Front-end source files
■ ■ ■ ■ ■ ■ ■

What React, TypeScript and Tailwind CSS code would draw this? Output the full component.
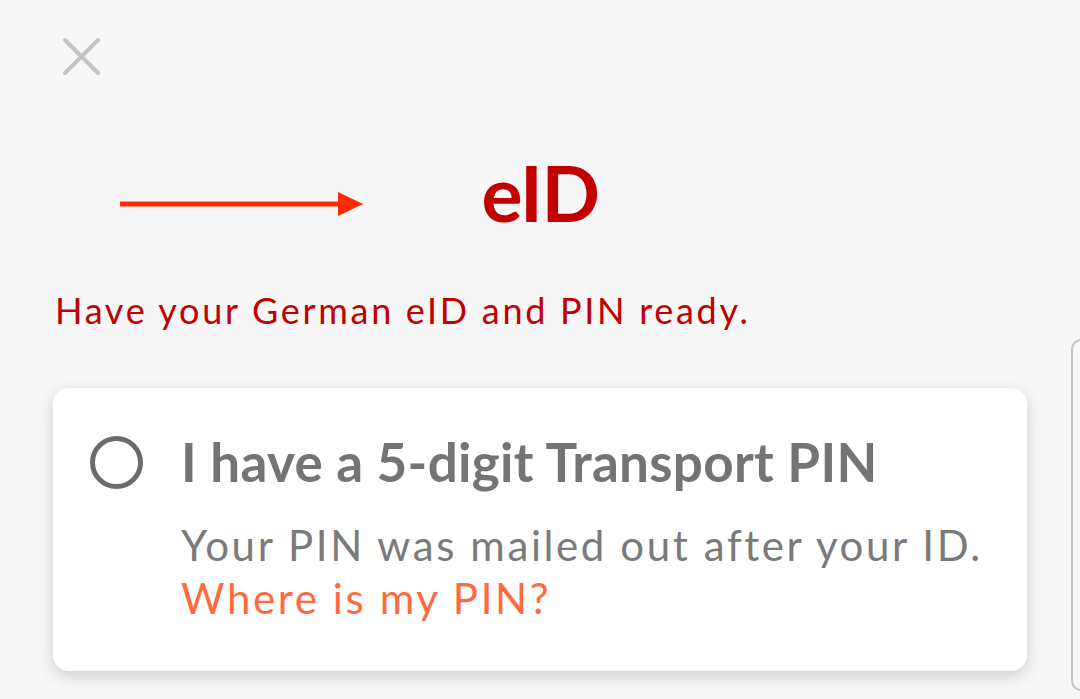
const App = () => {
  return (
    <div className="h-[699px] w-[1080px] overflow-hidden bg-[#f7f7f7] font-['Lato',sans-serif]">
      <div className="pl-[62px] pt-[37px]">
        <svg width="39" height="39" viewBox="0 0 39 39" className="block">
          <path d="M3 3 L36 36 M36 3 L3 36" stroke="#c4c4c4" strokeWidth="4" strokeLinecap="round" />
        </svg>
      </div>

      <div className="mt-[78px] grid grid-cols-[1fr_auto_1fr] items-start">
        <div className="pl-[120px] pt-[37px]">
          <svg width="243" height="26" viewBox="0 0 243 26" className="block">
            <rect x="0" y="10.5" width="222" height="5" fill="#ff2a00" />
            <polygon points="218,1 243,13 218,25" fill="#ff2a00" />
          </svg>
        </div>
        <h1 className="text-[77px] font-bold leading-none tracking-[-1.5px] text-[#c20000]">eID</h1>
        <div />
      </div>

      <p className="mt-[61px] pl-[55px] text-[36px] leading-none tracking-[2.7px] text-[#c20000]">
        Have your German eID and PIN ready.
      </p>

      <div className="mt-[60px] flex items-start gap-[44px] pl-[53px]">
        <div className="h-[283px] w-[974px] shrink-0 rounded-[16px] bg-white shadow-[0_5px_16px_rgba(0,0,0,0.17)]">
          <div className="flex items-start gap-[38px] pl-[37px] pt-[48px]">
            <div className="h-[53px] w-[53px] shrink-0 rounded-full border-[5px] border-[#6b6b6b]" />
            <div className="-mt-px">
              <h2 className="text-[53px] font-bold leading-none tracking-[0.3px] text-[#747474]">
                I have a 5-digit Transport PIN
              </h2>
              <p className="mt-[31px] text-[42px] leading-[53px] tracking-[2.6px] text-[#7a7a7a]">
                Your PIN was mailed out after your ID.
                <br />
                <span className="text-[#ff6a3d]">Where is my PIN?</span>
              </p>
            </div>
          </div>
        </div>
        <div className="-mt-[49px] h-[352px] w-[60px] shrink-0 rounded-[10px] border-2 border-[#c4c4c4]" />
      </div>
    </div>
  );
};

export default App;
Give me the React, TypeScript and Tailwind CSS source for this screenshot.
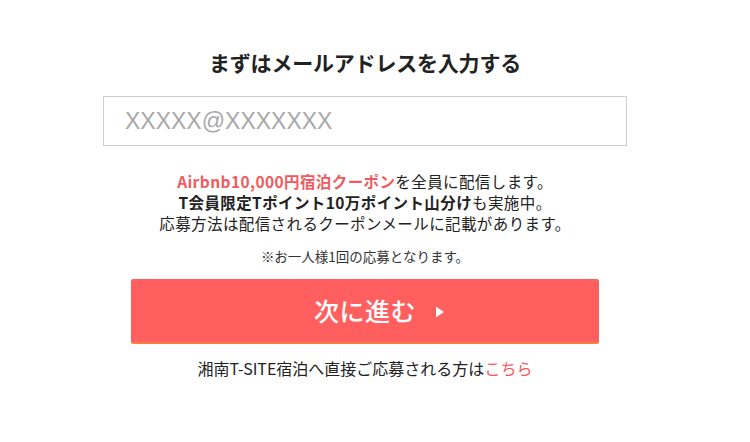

■ ■ ■ ■ ■ ■ ■

GIVEN EXERCISE: Transcribe the listing in full. Omit the pictures and keep every line exact.

RESPONSE:
What React, TypeScript and Tailwind CSS code would draw this? Output the full component.
const App = () => {
  return (
    <div className="h-[699px] w-[1080px] overflow-hidden bg-[#f7f7f7] font-['Lato',sans-serif]">
      <div className="pl-[62px] pt-[37px]">
        <svg width="39" height="39" viewBox="0 0 39 39" className="block">
          <path d="M3 3 L36 36 M36 3 L3 36" stroke="#c4c4c4" strokeWidth="4" strokeLinecap="round" />
        </svg>
      </div>

      <div className="mt-[78px] grid grid-cols-[1fr_auto_1fr] items-start">
        <div className="pl-[120px] pt-[37px]">
          <svg width="243" height="26" viewBox="0 0 243 26" className="block">
            <rect x="0" y="10.5" width="222" height="5" fill="#ff2a00" />
            <polygon points="218,1 243,13 218,25" fill="#ff2a00" />
          </svg>
        </div>
        <h1 className="text-[77px] font-bold leading-none tracking-[-1.5px] text-[#c20000]">eID</h1>
        <div />
      </div>

      <p className="mt-[61px] pl-[55px] text-[36px] leading-none tracking-[2.7px] text-[#c20000]">
        Have your German eID and PIN ready.
      </p>

      <div className="mt-[60px] flex items-start gap-[44px] pl-[53px]">
        <div className="h-[283px] w-[974px] shrink-0 rounded-[16px] bg-white shadow-[0_5px_16px_rgba(0,0,0,0.17)]">
          <div className="flex items-start gap-[38px] pl-[37px] pt-[48px]">
            <div className="h-[53px] w-[53px] shrink-0 rounded-full border-[5px] border-[#6b6b6b]" />
            <div className="-mt-px">
              <h2 className="text-[53px] font-bold leading-none tracking-[0.3px] text-[#747474]">
                I have a 5-digit Transport PIN
              </h2>
              <p className="mt-[31px] text-[42px] leading-[53px] tracking-[2.6px] text-[#7a7a7a]">
                Your PIN was mailed out after your ID.
                <br />
                <span className="text-[#ff6a3d]">Where is my PIN?</span>
              </p>
            </div>
          </div>
        </div>
        <div className="-mt-[49px] h-[352px] w-[60px] shrink-0 rounded-[10px] border-2 border-[#c4c4c4]" />
      </div>
    </div>
  );
};

export default App;
Give me the React, TypeScript and Tailwind CSS source for this screenshot.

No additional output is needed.